Las protestas en las universidades contra la guerra de Israel se extienden por todo el mundo. También en España. Los jóvenes que se manifiestan en los campus quieren seguir siendo pacifistas. ¿Podrán seguir siéndolo? Los jóvenes ucranianos, palestinos e israelíes no pueden. Siempre llega un momento en el que al joven se le arrincona hasta una situación imposible en la que solo le queda preguntarse inútilmente: «¿por qué he de convertirme en un asesino?». Le pasó a Paulina Tuchschneider, autora de La soldada, antibelicista y de izquierdas hasta que se ha visto arrastrada a lo imposible: «Esta guerra es diferente. La noche del ataque de Irán fue una de las noches más aterradoras de mi vida. No me gusta el ejército, pero ahora tengo claro que Israel no puede existir sin ejército». La guerra, para ella, se ha convertido en algo personal.

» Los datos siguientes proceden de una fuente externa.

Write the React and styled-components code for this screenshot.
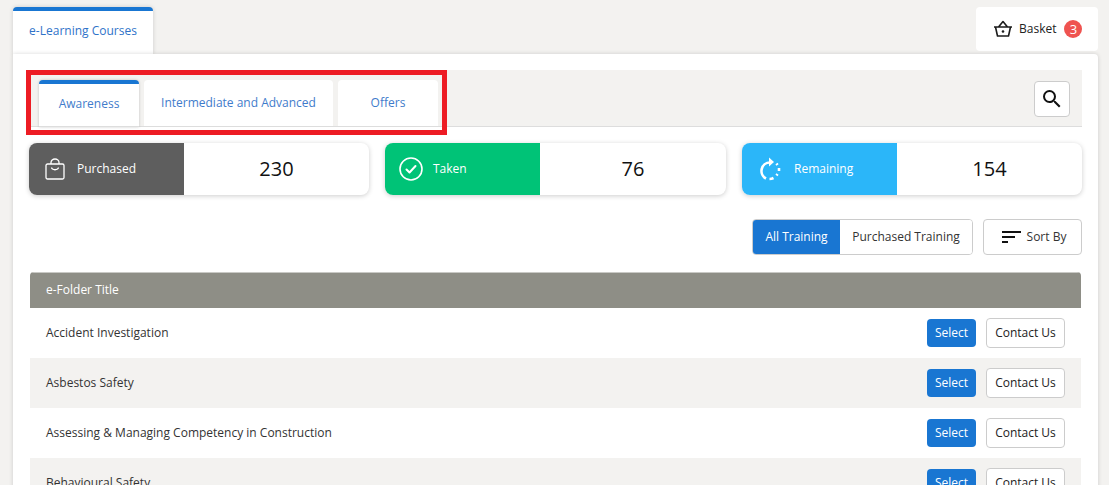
import styled, { createGlobalStyle } from "styled-components";
import { MdSearch } from "react-icons/md";

const GlobalStyle = createGlobalStyle`
  html, body {
    margin: 0;
    height: 485px;
    overflow: hidden;
    background: #f3f2f0;
    font-family: "Open Sans", "Liberation Sans", sans-serif;
    font-size: 12px;
    color: #222;
  }
  * {
    box-sizing: border-box;
  }
`;

const Page = styled.div`
  padding: 7px 11px 0 13px;
`;

const TopBar = styled.div`
  display: flex;
  justify-content: space-between;
  align-items: flex-start;
  height: 47px;
`;

const MainTab = styled.div`
  display: flex;
  align-items: center;
  justify-content: center;
  width: 140px;
  height: 47px;
  padding-bottom: 4px;
  background: #fff;
  border-top: 4px solid #1976d2;
  border-radius: 4px 4px 0 0;
  box-shadow: 0 0 4px rgba(0, 0, 0, 0.16);
  color: #2f73c9;
  position: relative;
  z-index: 1;
`;

const BasketBox = styled.div`
  display: flex;
  align-items: center;
  width: 122px;
  height: 44px;
  padding-left: 17px;
  background: #fff;
  border-radius: 4px;
`;

const BasketLabel = styled.span`
  margin-left: 6px;
  margin-bottom: 1px;
  color: #222;
`;

const Badge = styled.span`
  display: flex;
  align-items: center;
  justify-content: center;
  width: 18px;
  height: 18px;
  margin-left: 8px;
  border-radius: 50%;
  background: #ef5350;
  color: #fff;
  font-size: 13px;
`;

const Panel = styled.div`
  position: relative;
  z-index: 2;
  height: 440px;
  padding: 16px 16px 0;
  background: #fff;
  border-radius: 0 4px 0 0;
  box-shadow: 0 0 4px rgba(0, 0, 0, 0.16);
`;

const TabBar = styled.div`
  display: flex;
  justify-content: space-between;
  height: 57px;
  padding: 10px 12px 0 10px;
  background: #f3f2f0;
  border-bottom: 1px solid #ddd;
`;

const Tabs = styled.div`
  display: flex;
  gap: 5px;
`;

const SubTab = styled.div`
  display: flex;
  align-items: center;
  justify-content: center;
  width: ${(props) => props.$width}px;
  height: 47px;
  padding-bottom: ${(props) => (props.$active ? "4px" : "2px")};
  background: #fff;
  border-top: ${(props) => (props.$active ? "4px solid #1976d2" : "none")};
  border-bottom: 1px solid #ddd;
  border-radius: 4px 4px 0 0;
  box-shadow: ${(props) => (props.$active ? "0 0 3px rgba(0, 0, 0, 0.2)" : "none")};
  color: #3f7ccb;
`;

const SearchButton = styled.button`
  display: flex;
  align-items: center;
  justify-content: center;
  width: 36px;
  height: 36px;
  margin-top: 1px;
  padding: 0;
  background: #fff;
  border: 1px solid #ccc;
  border-radius: 4px;
  color: #111;
  font-size: 24px;
`;

const Highlight = styled.div`
  position: absolute;
  left: 13px;
  top: 16px;
  width: 421px;
  height: 65px;
  border: 5px solid #ed1c24;
  pointer-events: none;
`;

const Stats = styled.div`
  display: flex;
  justify-content: space-between;
  margin-top: 16px;
`;

const StatCard = styled.div`
  display: flex;
  width: ${(props) => props.$width}px;
  height: 52px;
  border-radius: 8px;
  background: #fff;
  overflow: hidden;
  box-shadow: 0 1px 5px rgba(0, 0, 0, 0.2);
`;

const StatLabel = styled.div`
  display: flex;
  align-items: center;
  flex: 0 0 155px;
  padding-left: ${(props) => props.$pad}px;
  gap: ${(props) => props.$gap}px;
  background: ${(props) => props.$bg};
  color: #fff;
`;

const StatText = styled.span`
  margin-bottom: 2px;
`;

const StatValue = styled.div`
  flex: 1;
  display: flex;
  align-items: center;
  justify-content: center;
  padding-bottom: 2px;
  font-size: 20px;
  font-weight: 500;
  color: #111;
`;

const Filters = styled.div`
  display: flex;
  justify-content: flex-end;
  gap: 10px;
  margin-top: 24px;
`;

const Segmented = styled.div`
  display: flex;
  height: 36px;
  border: 1px solid #ccc;
  border-radius: 4px;
  overflow: hidden;
`;

const Segment = styled.div`
  display: flex;
  align-items: center;
  justify-content: center;
  width: ${(props) => props.$width}px;
  padding-bottom: 1px;
  background: ${(props) => (props.$active ? "#1976d2" : "#fff")};
  color: ${(props) => (props.$active ? "#fff" : "#333")};
`;

const SortButton = styled.div`
  display: flex;
  align-items: center;
  justify-content: center;
  gap: 6px;
  width: 99px;
  height: 36px;
  padding-left: 3px;
  border: 1px solid #ccc;
  border-radius: 4px;
  color: #333;
`;

const SortText = styled.span`
  margin-bottom: 1px;
`;

const Table = styled.div`
  margin: 17px 1px 0;
  border-radius: 4px 4px 0 0;
  overflow: hidden;
`;

const TableHead = styled.div`
  display: flex;
  align-items: center;
  height: 36px;
  padding: 0 0 3px 16px;
  background: #8e8e86;
  border-top: 1px solid #c9c9c5;
  color: #fff;
`;

const TableRow = styled.div`
  display: flex;
  align-items: center;
  justify-content: space-between;
  height: 50px;
  padding: 0 16px;
  background: ${(props) => (props.$odd ? "#f3f2f0" : "#fff")};
  color: #333;
`;

const RowName = styled.span`
  margin-bottom: 1px;
`;

const RowActions = styled.div`
  display: flex;
  align-items: center;
  gap: 10px;
`;

const SelectButton = styled.button`
  width: 49px;
  height: 28px;
  padding: 0 0 1px;
  border: none;
  border-radius: 4px;
  background: #1976d2;
  color: #fff;
  font: inherit;
`;

const ContactButton = styled.button`
  width: 79px;
  height: 30px;
  padding: 0 0 1px;
  border: 1px solid #ccc;
  border-radius: 4px;
  background: #fff;
  color: #222;
  font: inherit;
`;

const BasketIcon = () => (
  <svg width="20" height="18" viewBox="0 0 20 18" fill="none" stroke="#1c1c1c" strokeWidth="1.6">
    <path d="M1 7h18M2.500 7l2 9h11l2-9M5.500 7l4.500-5.500L14.500 7" strokeLinejoin="round" />
    <circle cx="10" cy="11.500" r="1.300" fill="#1c1c1c" stroke="none" />
  </svg>
);

const BagIcon = () => (
  <svg width="20" height="22" viewBox="0 0 20 22" fill="none" stroke="#fff" strokeWidth="1.300">
    <rect x="1" y="6" width="18" height="15" rx="1.500" />
    <path d="M6 6V4.500a4 3.500 0 0 1 8 0V6M6.500 9.500c.5 3 6.500 3 7 0" />
  </svg>
);

const CheckIcon = () => (
  <svg width="24" height="24" viewBox="0 0 24 24" fill="none" stroke="#fff">
    <circle cx="12" cy="12" r="11" strokeWidth="1.600" />
    <path d="M7.500 12.500l3 3 6-6.500" strokeWidth="2" strokeLinecap="round" strokeLinejoin="round" />
  </svg>
);

const RefreshIcon = () => (
  <svg width="22" height="24" viewBox="0 0 22 24" fill="none" stroke="#fff" strokeWidth="2.600">
    <path d="M11 5.500a8.500 8.500 0 0 0-4 16" />
    <path d="M10 .5v9l5-4.500z" fill="#fff" stroke="none" />
    <path d="M10.500 22a8.500 8.500 0 0 0 4-1M17.500 18.500l1-1.500M20 14v-3M18.500 8l-1-1.500" />
  </svg>
);

const SortIcon = () => (
  <svg width="19" height="12" viewBox="0 0 19 12" fill="#111">
    <rect x="0" y="0" width="19" height="2" />
    <rect x="0" y="5" width="13" height="2" />
    <rect x="0" y="10" width="6" height="2" />
  </svg>
);

const courses = [
  "Accident Investigation",
  "Asbestos Safety",
  "Assessing & Managing Competency in Construction",
  "Behavioural Safety",
];

const App = () => {
  return (
    <Page>
      <GlobalStyle />
      <TopBar>
        <MainTab>e-Learning Courses</MainTab>
        <BasketBox>
          <BasketIcon />
          <BasketLabel>Basket</BasketLabel>
          <Badge>3</Badge>
        </BasketBox>
      </TopBar>
      <Panel>
        <TabBar>
          <Tabs>
            <SubTab $width={100} $active>
              Awareness
            </SubTab>
            <SubTab $width={189}>Intermediate and Advanced</SubTab>
            <SubTab $width={100}>Offers</SubTab>
          </Tabs>
          <SearchButton>
            <MdSearch />
          </SearchButton>
        </TabBar>
        <Highlight />
        <Stats>
          <StatCard $width={340}>
            <StatLabel $bg="#5e5e5e" $pad={16} $gap={12}>
              <BagIcon />
              <StatText>Purchased</StatText>
            </StatLabel>
            <StatValue>230</StatValue>
          </StatCard>
          <StatCard $width={341}>
            <StatLabel $bg="#00c377" $pad={14} $gap={10}>
              <CheckIcon />
              <StatText>Taken</StatText>
            </StatLabel>
            <StatValue>76</StatValue>
          </StatCard>
          <StatCard $width={340}>
            <StatLabel $bg="#2bb6f9" $pad={17} $gap={13}>
              <RefreshIcon />
              <StatText>Remaining</StatText>
            </StatLabel>
            <StatValue>154</StatValue>
          </StatCard>
        </Stats>
        <Filters>
          <Segmented>
            <Segment $width={87} $active>
              All Training
            </Segment>
            <Segment $width={132}>Purchased Training</Segment>
          </Segmented>
          <SortButton>
            <SortIcon />
            <SortText>Sort By</SortText>
          </SortButton>
        </Filters>
        <Table>
          <TableHead>e-Folder Title</TableHead>
          {courses.map((course, i) => (
            <TableRow key={course} $odd={i % 2 === 1}>
              <RowName>{course}</RowName>
              <RowActions>
                <SelectButton>Select</SelectButton>
                <ContactButton>Contact Us</ContactButton>
              </RowActions>
            </TableRow>
          ))}
        </Table>
      </Panel>
    </Page>
  );
};

export default App;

Que la guerra es algo personal se comprende en todo su horror cuando ya ha dejado su huella de destrucción. La novela El paciente inglés trata de eso. Cuatro personas se refugian en una villa de la Toscana, en medio de un campo minado, al final de la Segunda Guerra Mundial. Una enfermera, un desactivador de minas, un superviviente mutilado y un piloto que tiene todo el cuerpo quemado por un accidente de avión. Entre ellos, por supuesto, el amor, el dolor, la rabia y una remota esperanza. El amor y la guerra como líneas cruzadas a partir de las que «encontraremos nuestras almas o las perderemos». Así ocurre para cada uno de ellos, despojados de todo, abierta su intimidad ante extraños como páginas de un libro secreto. 

Excepto para el paciente inglés, habrá vida a pesar de la desolación de la guerra, que les ha llevado a una situación imposible. Hay una posibilidad de vivir y recuperar la confianza en la vida más allá de las ruinas de la villa que han compartido y donde han aprendido a desprenderse de las protecciones, tan inútiles frente al horror, y descubrir la bondad en los demás, separados del mundo, de sus espejismos y traiciones. A través de lentas conversaciones en la oscuridad, los recuerdos, las palabras, la música, la proximidad de los cuerpos, como si dibujaran un mapa imaginario, reconstruyen la amistad y la confianza. 

Uno de los refugiados de la villa dice: «Si podemos racionalizar las bombas, podemos racionalizarlo todo. Creo que de ahora en adelante lo personal va a estar en guerra para siempre con lo público». El mundo sigue ardiendo décadas después y si algo comparten quienes lo incendian es su absoluto desprecio por lo personal.